The way that you structure documents in Couchbase Server will influence how often retrieve them for their information, and will therefore influence application performance. Given identical document size for your entire data set, it takes more operations to retrieve two documents than it does one document; therefore there are scenarios where you can reduce the number of reads/write you perform on Couchbase Server if you perform the reads/writes on one document instead of many documents. In doing so, you improve application performance by structuring your documents in way that optimizes read/write times.

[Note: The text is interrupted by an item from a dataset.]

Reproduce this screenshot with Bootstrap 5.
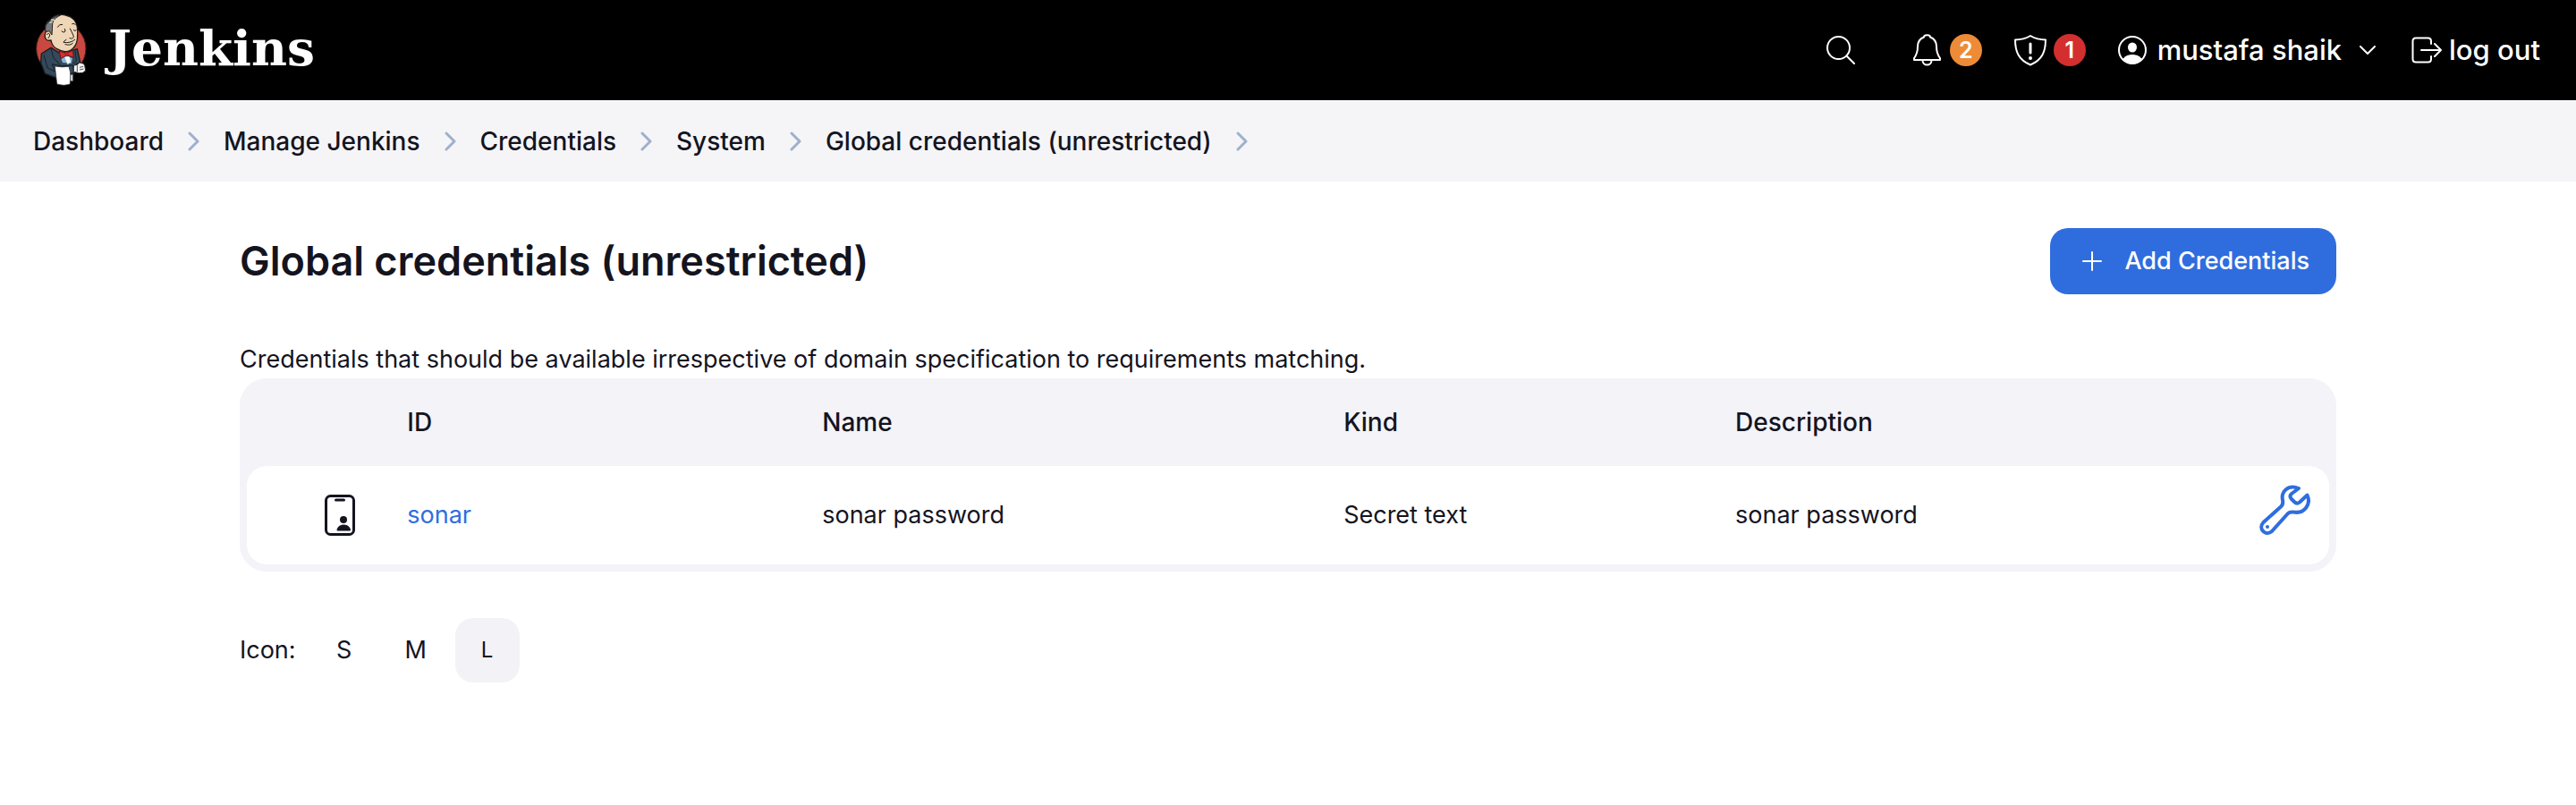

The following goes back to our beer application example and illustrates all the additional operations you would need to perform if you used separate documents. In this case, pretend our beer application has a 'leader board.' This board has all of the top 10 best selling beers that exist in our application. Imagine what this leader board document would look like:

{
    "board_id": 222
    "leader_board": "best selling"
    "top_sales" : [ "beer_id" : 75623,
                    "beer_id" : 98756,
                    "beer_id" : 2938,
                    "beer_id" : 49283,
                    "beer_id" : 204857,
                    "beer_id" : 12345,
                    "beer_id" : 23456,
                    "beer_id" : 56413,
                    "beer_id" : 24645,
                    "beer_id" : 34502
                  ],
     "updated": "2010-07-22 20:00:20"
}

In the example document above, we store a reference to a top-selling beer in the 'top_sales' array. A specific beer in that list of beers could look like this document:

{
    "beer_id" :  75623,
    "name" : "Pleny the Felder"
    "type" : "wheat",
    "aroma" : "wheaty",
    "category": "koelsch",
    "units_sold": 37011,
    "brewery" : ”brewery_Legacy_Brewing_Co”
}

If we use this approach, we need to 1) retrieve the leader board document from Couchbase Server, 2) go through each element in the 'top_sales' array and retrieve each beer from Couchbase Server, 3) get the 'units_sold' value from each beer document. Consider the alternative when we use a single leader board document with the relevant beer sales:

{
    "board_id": 222
    "leader_board": "best selling"
    "top_sales" : [ { "beer_id" : 75623, "units_sold": 37011, "name": "Pleny the Felder" },
                    { "beer_id" : 98756, "units_sold": 23002, "name": "Sub-Hoptimus" },
                    { "beer_id" : 2938, "units_sold": 23001, "name": "Speckled Hen" },
                    { "beer_id" : 49283, "units_sold": 11023, "name": "Happy Hops" },
                    { "beer_id" : 204857, "units_sold": 9856, "name": "Bruxulle Rouge" },
                    { "beer_id" : 12345, "units_sold": 7654, "name": "Plums Pilsner" },
                    { "beer_id" : 23456, "units_sold": 7112, "name": "Humble Amber Lager" },
                    { "beer_id" : 56413, "units_sold": 6723, "name": "Hermit Dopplebock" },
                    { "beer_id" : 24645, "units_sold": 6409, "name": "IAM Lambic" },
                    { "beer_id" : 34502, "units_sold": 5012, "name": "Inlaws Special Bitter" }
                  ],
    "updated": "2010-07-22 20:00:20"
}

In this case, we only need to perform a single request to get the leader board document from Couchbase Server. Then within our application logic, we can get each of leading beers from that document. Instead of eleven database requests, we have a single request, which is far less time- and resource- consuming as having multiple server requests. So when you creating or modifying document structures, keep in mind this approach.